By age three or four, kids are usually more able to talk about their dreams. Just listen and reflect, using their words whenever possible:  "Wow, a 'big witch as tall as a tree.'  That must have been really scary for you!"  As anyone who's tried to get info out of a preschooler knows, "open" questions (who, what, where, why, when) yield richer results than multiple-choice questions or questions with a yes/no answer.  A day or two after a bad dream, if it seems appropriate, you can make a little book with your child.  Starting with either the words he tells you or the pictures he makes about the dream, you can fuse his words and pictures into a narrative.  (The drawings don't have to be representational to have meaning for the child.  They may look like scribbles to you.)   Making a book can be especially helpful if he is having a recurring nightmare or a series of bad dreams on a single theme.

Fours and fives can play around with different endings.  Questions like "what did you want the witch to do?" help a child construct a different ending in which they feel more powerful and in-charge. Wouldn't that make a consoling and satisfying book!  Some people can even be coached to wake themselves up if a dream gets too scary, or to alter the ending of a recurring nightmare:  "What would you like to say to the bear to make him stop chasing you?"  (Not everyone can learn to do these things; they're just suggestions to put out there.)

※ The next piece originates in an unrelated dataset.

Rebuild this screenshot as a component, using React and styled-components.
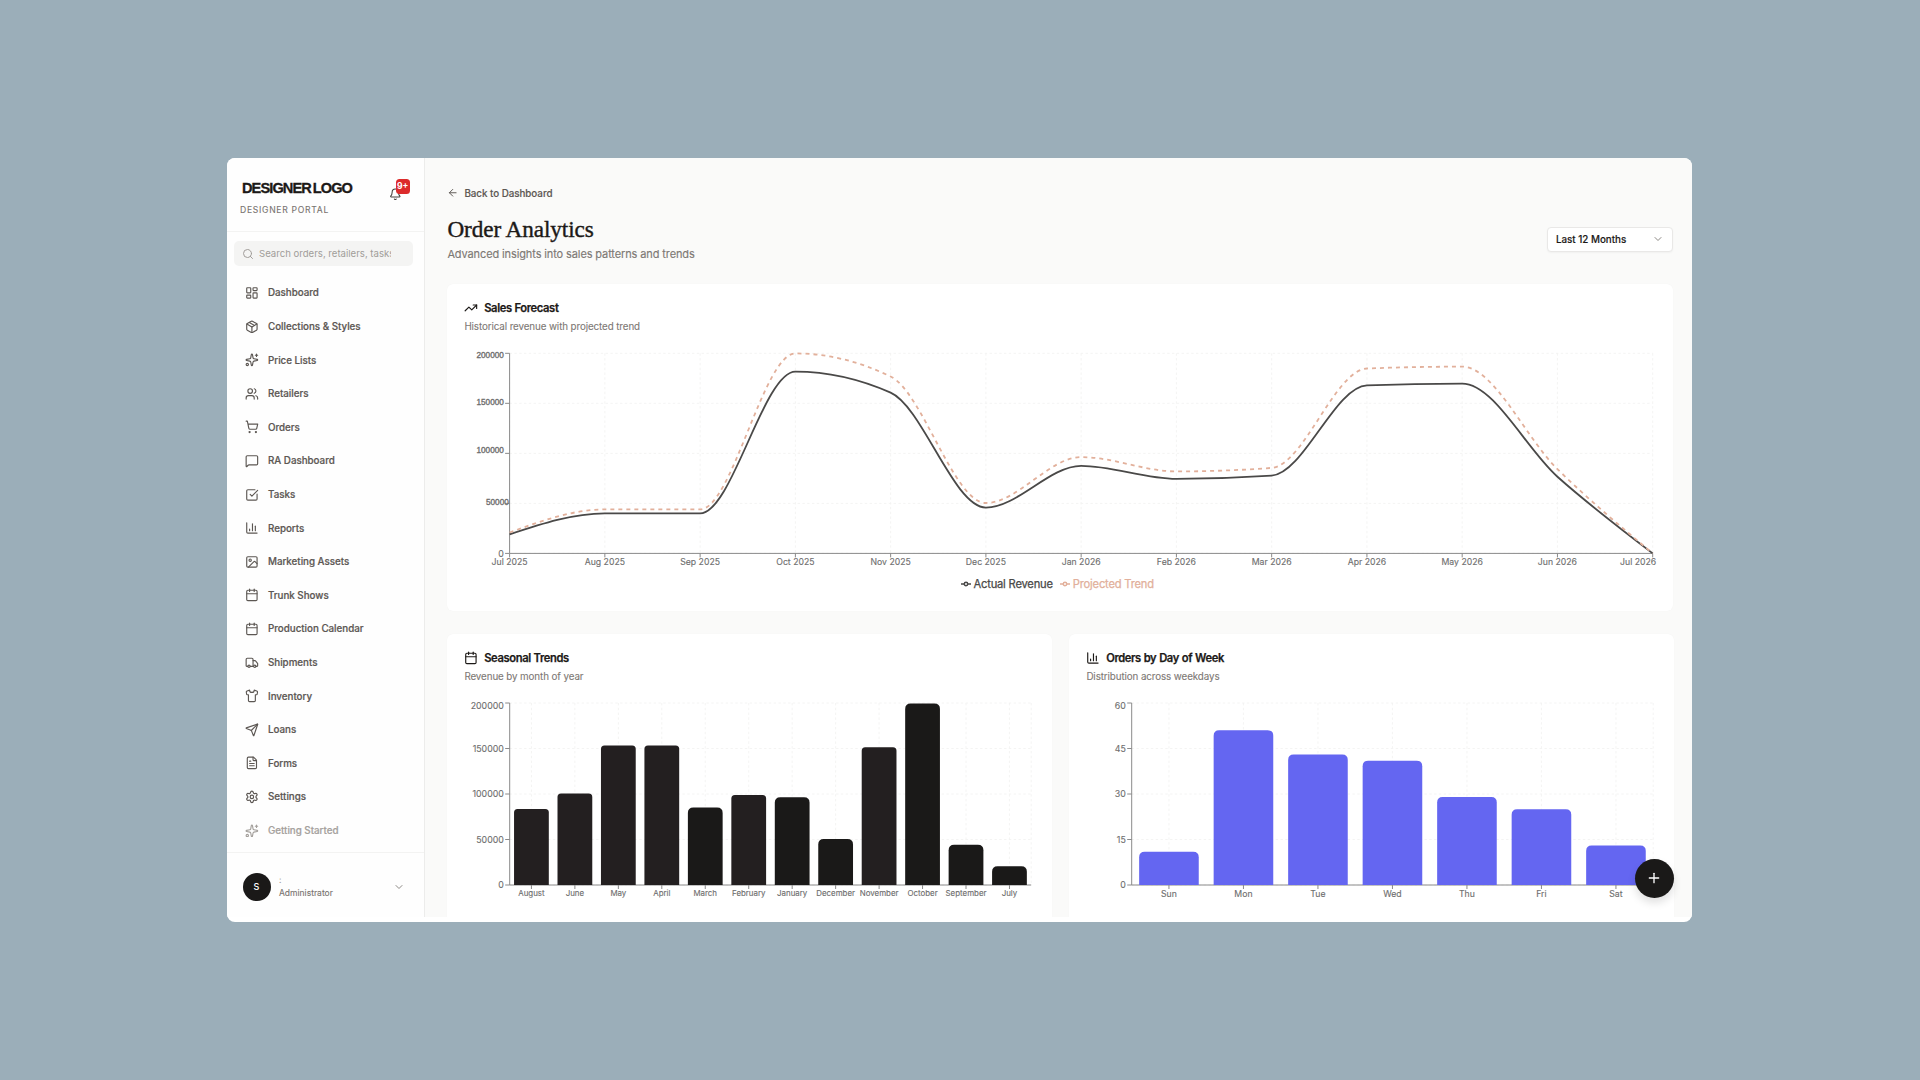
import React from 'react'
import styled, { createGlobalStyle } from 'styled-components'
import {
  ArrowLeft,
  Bell,
  Calendar,
  ChartColumn,
  ChevronDown,
  FileText,
  Image,
  LayoutDashboard,
  MessageSquare,
  Package,
  Plus,
  Search,
  Send,
  Settings,
  Shirt,
  ShoppingCart,
  Sparkles,
  SquareCheckBig,
  TrendingUp,
  Truck,
  Users
} from 'lucide-react'

const GlobalStyle = createGlobalStyle`
  * {
    box-sizing: border-box;
  }
  body {
    margin: 0;
    background: #9baeb9;
    font-family: Inter, 'Liberation Sans', sans-serif;
    color: #1c1917;
  }
`

const Page = styled.div`
  height: 1080px;
  padding: 158px 228px 0 227px;
  overflow: hidden;
`

const Window = styled.div`
  position: relative;
  height: 764px;
  padding-bottom: 5px;
  background: #fff;
  border-radius: 8px;
  overflow: hidden;
`

const Body = styled.div`
  display: flex;
  height: 100%;
`

/* Sidebar */

const Sidebar = styled.aside`
  width: 198px;
  flex: none;
  display: flex;
  flex-direction: column;
  background: #fefefe;
  border-right: 1px solid #ececeb;
`

const Brand = styled.div`
  height: 74px;
  padding: 21px 14px 0 13px;
  display: flex;
  justify-content: space-between;
  border-bottom: 1px solid #f3f3f2;
`

const Logo = styled.div`
  padding-left: 2px;
  font: bold 14.6px/18px 'Liberation Sans', sans-serif;
  letter-spacing: -0.92px;
  word-spacing: -1.3px;
  -webkit-text-stroke: 0.3px #1c1917;
  white-space: nowrap;
  color: #1c1917;
`

const Portal = styled.div`
  margin-top: 7px;
  font-size: 8.6px;
  line-height: 12px;
  letter-spacing: 0.71px;
  -webkit-text-stroke: 0.1px currentColor;
  white-space: nowrap;
  color: #78736f;
`

const BellButton = styled.div`
  position: relative;
  width: 20px;
  height: 22px;
  color: #44403c;
  svg {
    position: absolute;
    left: -1px;
    top: 8.6px;
  }
`

const Badge = styled.span`
  position: absolute;
  right: 0;
  top: 0;
  width: 14.5px;
  height: 14.5px;
  border-radius: 3.5px;
  background: #dc2b2b;
  color: #fff;
  font-size: 8.6px;
  font-weight: 700;
  line-height: 15px;
  text-align: center;
`

const SearchBox = styled.div`
  margin: 9px 11px 0 7px;
  height: 25px;
  padding: 0 22px 0 8px;
  display: flex;
  align-items: center;
  gap: 5px;
  flex: none;
  border-radius: 5px;
  background: #f4f4f3;
  color: #a19d99;
  font-size: 9.6px;
  svg {
    flex: none;
  }
  span {
    overflow: hidden;
    white-space: nowrap;
  }
`

const Nav = styled.nav`
  margin-top: 10.2px;
  padding-left: 18.2px;
  flex: 1;
`

const NavItem = styled.div`
  height: 33.6px;
  display: flex;
  align-items: center;
  gap: 9px;
  font-size: 9.8px;
  font-weight: 500;
  letter-spacing: -0.02px;
  -webkit-text-stroke: 0.2px currentColor;
  color: ${props => (props.$muted ? '#a5a19d' : '#5c5753')};
`

const Account = styled.div`
  height: 65px;
  padding: 3px 19px 0 15.5px;
  display: flex;
  align-items: center;
  border-top: 1px solid #f3f3f2;
  color: #8d8985;
`

const Avatar = styled.div`
  width: 28px;
  height: 28px;
  border-radius: 50%;
  background: #1a1918;
  color: #fff;
  font-size: 9px;
  font-weight: 500;
  line-height: 28px;
  text-align: center;
`

const AccountText = styled.div`
  flex: 1;
  margin-left: 8.5px;
  font-size: 8.5px;
  line-height: 13px;
  -webkit-text-stroke: 0.1px currentColor;
  color: #78736f;
  div:first-child {
    color: #a5a19d;
  }
`

/* Main */

const Main = styled.main`
  flex: 1;
  min-width: 0;
  padding: 27px 18.6px 0 22.4px;
  background: #fafaf9;
  overflow: hidden;
`

const BackLink = styled.div`
  height: 16px;
  display: flex;
  align-items: center;
  gap: 5.5px;
  font-size: 9.8px;
  font-weight: 500;
  letter-spacing: -0.03px;
  -webkit-text-stroke: 0.15px currentColor;
  color: #5c5753;
`

const Header = styled.header`
  margin-top: 14px;
  height: 48px;
  display: flex;
  align-items: center;
  justify-content: space-between;
`

const Title = styled.h1`
  margin: 0;
  font: 400 23.2px/28px 'Liberation Serif', serif;
  letter-spacing: -0.08px;
  -webkit-text-stroke: 0.4px #1c1917;
`

const Subtitle = styled.div`
  margin-top: 2.3px;
  font-size: 11px;
  line-height: 17px;
  letter-spacing: -0.115px;
  -webkit-text-stroke: 0.12px currentColor;
  color: #7d7874;
`

const Select = styled.div`
  width: 126.5px;
  height: 25px;
  padding: 0 8px;
  display: flex;
  align-items: center;
  justify-content: space-between;
  border: 1px solid #e9e8e7;
  border-radius: 4px;
  background: #fff;
  box-shadow: 0 1px 2px rgba(0, 0, 0, 0.04);
  font-size: 9.8px;
  font-weight: 500;
  -webkit-text-stroke: 0.15px currentColor;
  svg {
    color: #8d8985;
  }
`

const Card = styled.section`
  height: ${props => props.$height}px;
  padding: 16px 17px 0;
  border-radius: 6px;
  background: #fff;
  box-shadow: 0 0 1px rgba(0, 0, 0, 0.05);
`

const ForecastCard = styled(Card)`
  margin-top: 21px;
`

const Grid = styled.div`
  margin-top: 23px;
  display: grid;
  grid-template-columns: 1fr 1fr;
  gap: 17px;
`

const CardTitle = styled.div`
  height: 16px;
  display: flex;
  align-items: center;
  gap: 6px;
  font-size: 11.2px;
  font-weight: 600;
  letter-spacing: -0.38px;
  word-spacing: 0.4px;
  -webkit-text-stroke: 0.25px currentColor;
`

const CardSub = styled.div`
  margin: 3.5px 0 10.5px;
  font-size: 9.8px;
  line-height: 14px;
  letter-spacing: -0.1px;
  -webkit-text-stroke: 0.1px currentColor;
  color: #7d7874;
`

const Chart = styled.svg`
  display: block;
  overflow: visible;
  text {
    fill: #6e6e6e;
    stroke: #6e6e6e;
    stroke-width: 0.12;
    font-size: ${props => props.$tick || 8.7}px;
  }
`

const YText = styled.text`
  && {
    font-family: ${props => (props.$narrow ? "'Liberation Sans', sans-serif" : 'inherit')};
    font-size: ${props => (props.$narrow ? 8.2 : 8.8)}px;
    stroke-width: ${props => (props.$narrow ? 0.35 : 0.12)};
  }
`

const Legend = styled.div`
  height: 23px;
  padding-right: 6px;
  display: flex;
  align-items: center;
  justify-content: center;
  gap: 7.5px;
  font-size: 11.2px;
  letter-spacing: -0.21px;
  -webkit-text-stroke: 0.25px currentColor;
`

const LegendItem = styled.div`
  display: flex;
  align-items: center;
  gap: 2.6px;
  color: ${props => props.color};
`

const Fab = styled.div`
  position: absolute;
  right: 18px;
  bottom: 24px;
  width: 39.5px;
  height: 39.5px;
  display: flex;
  align-items: center;
  justify-content: center;
  border-radius: 50%;
  background: #1a1918;
  color: #fff;
  box-shadow: 0 5px 9px rgba(0, 0, 0, 0.12);
`

const NAV = [
  ['Dashboard', LayoutDashboard],
  ['Collections & Styles', Package],
  ['Price Lists', Sparkles],
  ['Retailers', Users],
  ['Orders', ShoppingCart],
  ['RA Dashboard', MessageSquare],
  ['Tasks', SquareCheckBig],
  ['Reports', ChartColumn],
  ['Marketing Assets', Image],
  ['Trunk Shows', Calendar],
  ['Production Calendar', Calendar],
  ['Shipments', Truck],
  ['Inventory', Shirt],
  ['Loans', Send],
  ['Forms', FileText],
  ['Settings', Settings],
  ['Getting Started', Sparkles]
]

const REVENUE = [
  ['Jul 2025', 19000],
  ['Aug 2025', 40000],
  ['Sep 2025', 40000],
  ['Oct 2025', 181700],
  ['Nov 2025', 160700],
  ['Dec 2025', 45800],
  ['Jan 2026', 87500],
  ['Feb 2026', 74500],
  ['Mar 2026', 77700],
  ['Apr 2026', 168000],
  ['May 2026', 169700],
  ['Jun 2026', 76600],
  ['Jul 2026', 0]
]

// label, value, soft (lighter fill with tighter corners)
const SEASONS = [
  ['August', 83500, true],
  ['June', 100600, true],
  ['May', 153300, true],
  ['April', 153300, true],
  ['March', 85200],
  ['February', 98900, true],
  ['January', 96300],
  ['December', 50500],
  ['November', 151500, true],
  ['October', 199500],
  ['September', 44200],
  ['July', 20500]
]

const WEEKDAYS = [
  ['Sun', 11],
  ['Mon', 51],
  ['Tue', 43],
  ['Wed', 41],
  ['Thu', 29],
  ['Fri', 25],
  ['Sat', 13]
]

const ACTUAL = '#4a4948'
const PROJECTED = '#e2b09b'

// monotone cubic through the points, same maths as d3's curveMonotoneX
const monotone = pts => {
  const n = pts.length
  const h = i => pts[i + 1][0] - pts[i][0]
  const s = i => (pts[i + 1][1] - pts[i][1]) / h(i)
  const t = pts.map((_, i) => {
    if (i === 0 || i === n - 1) return 0
    const a = s(i - 1)
    const b = s(i)
    const p = (a * h(i) + b * h(i - 1)) / (h(i - 1) + h(i))
    return (Math.sign(a) + Math.sign(b)) * Math.min(Math.abs(a), Math.abs(b), 0.5 * Math.abs(p)) || 0
  })
  t[0] = (3 * s(0) - t[1]) / 2
  t[n - 1] = (3 * s(n - 2) - t[n - 2]) / 2
  let d = `M${pts[0]}`
  for (let i = 0; i < n - 1; i++) {
    const dx = h(i) / 3
    const [x0, y0] = pts[i]
    const [x1, y1] = pts[i + 1]
    d += `C${x0 + dx},${y0 + dx * t[i]},${x1 - dx},${y1 - dx * t[i + 1]},${x1},${y1}`
  }
  return d
}

const GridLines = ({ xs, ys, x0, x1, y0, y1 }) => (
  <g stroke="#f3f3f2" strokeDasharray="2.4 2.4" strokeWidth="0.9">
    {xs.map(x => (
      <line key={x} x1={x} x2={x} y1={y0} y2={y1} />
    ))}
    {ys.map(y => (
      <line key={y} x1={x0} x2={x1} y1={y} y2={y} />
    ))}
  </g>
)

const Axes = ({ xs, ys, x0, x1, y0, y1 }) => (
  <g stroke="#8a8a8a" strokeWidth="1" fill="none">
    <path d={`M${x0},${y0}V${y1}H${x1}`} />
    {xs.map(x => (
      <line key={x} x1={x} x2={x} y1={y1} y2={y1 + 4} />
    ))}
    {ys.map(y => (
      <line key={y} x1={x0 - 4.5} x2={x0} y1={y} y2={y} />
    ))}
  </g>
)

const ForecastChart = () => {
  const x0 = 45.6
  const x1 = 1188.7
  const y0 = 9.3
  const y1 = 209.4
  const xs = REVENUE.map((_, i) => x0 + (i * (x1 - x0)) / 12)
  const ys = [0, 1, 2, 3, 4].map(i => y1 - (i * (y1 - y0)) / 4)
  const at = k => REVENUE.map(([, v], i) => [xs[i], y1 - (v * k * (y1 - y0)) / 200000])
  const box = { xs, ys, x0, x1, y0, y1 }
  return (
    <Chart width="1192" height="228">
      <GridLines {...box} />
      <Axes {...box} />
      <path d={monotone(at(1))} fill="none" stroke={ACTUAL} strokeWidth="1.8" />
      <path d={monotone(at(1.1))} fill="none" stroke={PROJECTED} strokeWidth="1.8" strokeDasharray="4 4" />
      {REVENUE.map(([label], i) => (
        <text key={label} x={i === 12 ? 1192.2 : xs[i]} y="221.2" textAnchor={i === 12 ? 'end' : 'middle'}>
          {label}
        </text>
      ))}
      <YText $narrow x="39.8" y="13.6" textAnchor="end">200000</YText>
      <YText $narrow x="39.8" y="60.5" textAnchor="end">150000</YText>
      <YText $narrow x="39.8" y="108.6" textAnchor="end">100000</YText>
      <YText $narrow x="44.8" y="161.3" textAnchor="end">50000</YText>
      <YText x="39.8" y="212.6" textAnchor="end">0</YText>
    </Chart>
  )
}

const roundedTop = (x, y, w, bottom, r) =>
  `M${x},${bottom}V${y + r}Q${x},${y},${x + r},${y}H${x + w - r}Q${x + w},${y},${x + w},${y + r}V${bottom}Z`

const BarChart = ({ data, max, tick, fill, softFill }) => {
  const x0 = 45.7
  const x1 = 567.2
  const y0 = 9
  const y1 = 191
  const band = (x1 - x0) / data.length
  const xs = data.map((_, i) => x0 + band * (i + 0.5))
  const ys = [0, 1, 2, 3, 4].map(i => y1 - (i * (y1 - y0)) / 4)
  return (
    <Chart width="571" height="210" $tick={tick}>
      <GridLines xs={[...xs, x1]} ys={ys} x0={x0} x1={x1} y0={y0} y1={y1} />
      <Axes xs={xs} ys={ys} x0={x0} x1={x1} y0={y0} y1={y1} />
      {data.map(([label, value, soft], i) => (
        <path
          key={label}
          d={roundedTop(xs[i] - band * 0.4, y1 - (value / max) * (y1 - y0), band * 0.8, y1, soft ? 3.5 : 5.5)}
          fill={soft ? softFill : fill}
        />
      ))}
      {data.map(([label], i) => (
        <text key={label} x={xs[i]} y={194.4 + tick} textAnchor="middle">
          {label}
        </text>
      ))}
      {ys.map((y, i) => (
        <YText key={y} x="39.8" y={i === 4 ? y + 6.4 : y + 3.2} textAnchor="end">
          {(max / 4) * i}
        </YText>
      ))}
    </Chart>
  )
}

const LegendMark = () => (
  <svg width="10" height="8" viewBox="0 0 10 8" fill="none" stroke="currentColor" strokeWidth="1.5">
    <path d="M0 4h3M7 4h3" />
    <circle cx="5" cy="4" r="1.7" />
  </svg>
)

export default () => (
  <Page>
    <GlobalStyle />
    <Window>
      <Body>
        <Sidebar>
          <Brand>
            <div>
              <Logo>DESIGNER LOGO</Logo>
              <Portal>DESIGNER PORTAL</Portal>
            </div>
            <BellButton>
              <Bell size={12.6} />
              <Badge>9+</Badge>
            </BellButton>
          </Brand>
          <SearchBox>
            <Search size={12} />
            <span>Search orders, retailers, tasks</span>
          </SearchBox>
          <Nav>
            {NAV.map(([label, Icon]) => (
              <NavItem key={label} $muted={label === 'Getting Started'}>
                <Icon size={13.8} />
                {label}
              </NavItem>
            ))}
          </Nav>
          <Account>
            <Avatar>S</Avatar>
            <AccountText>
              <div>:</div>
              <div>Administrator</div>
            </AccountText>
            <ChevronDown size={12} />
          </Account>
        </Sidebar>

        <Main>
          <BackLink>
            <ArrowLeft size={11.5} />
            Back to Dashboard
          </BackLink>
          <Header>
            <div>
              <Title>Order Analytics</Title>
              <Subtitle>Advanced insights into sales patterns and trends</Subtitle>
            </div>
            <Select>
              Last 12 Months
              <ChevronDown size={12} />
            </Select>
          </Header>

          <ForecastCard $height={327}>
            <CardTitle>
              <TrendingUp size={13.8} />
              Sales Forecast
            </CardTitle>
            <CardSub>Historical revenue with projected trend</CardSub>
            <ForecastChart />
            <Legend>
              <LegendItem color={ACTUAL}>
                <LegendMark />
                Actual Revenue
              </LegendItem>
              <LegendItem color={PROJECTED}>
                <LegendMark />
                Projected Trend
              </LegendItem>
            </Legend>
          </ForecastCard>

          <Grid>
            <Card $height={326}>
              <CardTitle>
                <Calendar size={13.8} />
                Seasonal Trends
              </CardTitle>
              <CardSub>Revenue by month of year</CardSub>
              <BarChart data={SEASONS} max={200000} tick={7.9} fill="#1a1918" softFill="#231f20" />
            </Card>
            <Card $height={326}>
              <CardTitle>
                <ChartColumn size={13.8} />
                Orders by Day of Week
              </CardTitle>
              <CardSub>Distribution across weekdays</CardSub>
              <BarChart data={WEEKDAYS} max={60} tick={8.7} fill="#6466f1" />
            </Card>
          </Grid>
        </Main>
      </Body>
      <Fab>
        <Plus size={16} />
      </Fab>
    </Window>
  </Page>
)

Talking about our dreams helps us to be self-reflective.  Talk about the good ones and the bad ones.  Share your own dreams – just the fanciful, pleasant ones, of course.  In the words of Laura Davis and Janis Keyser (Becoming the Parent You Want to Be) "If we think about dreams as our mind's way of processing things that happened when we were awake, we can look at nightmares as tools for the exploration and expression of fears.  If your child is having nightmares, it can be useful to think about what he is grappling with.  If you can figure out what is scaring him, you might be able to help him work on it during the day."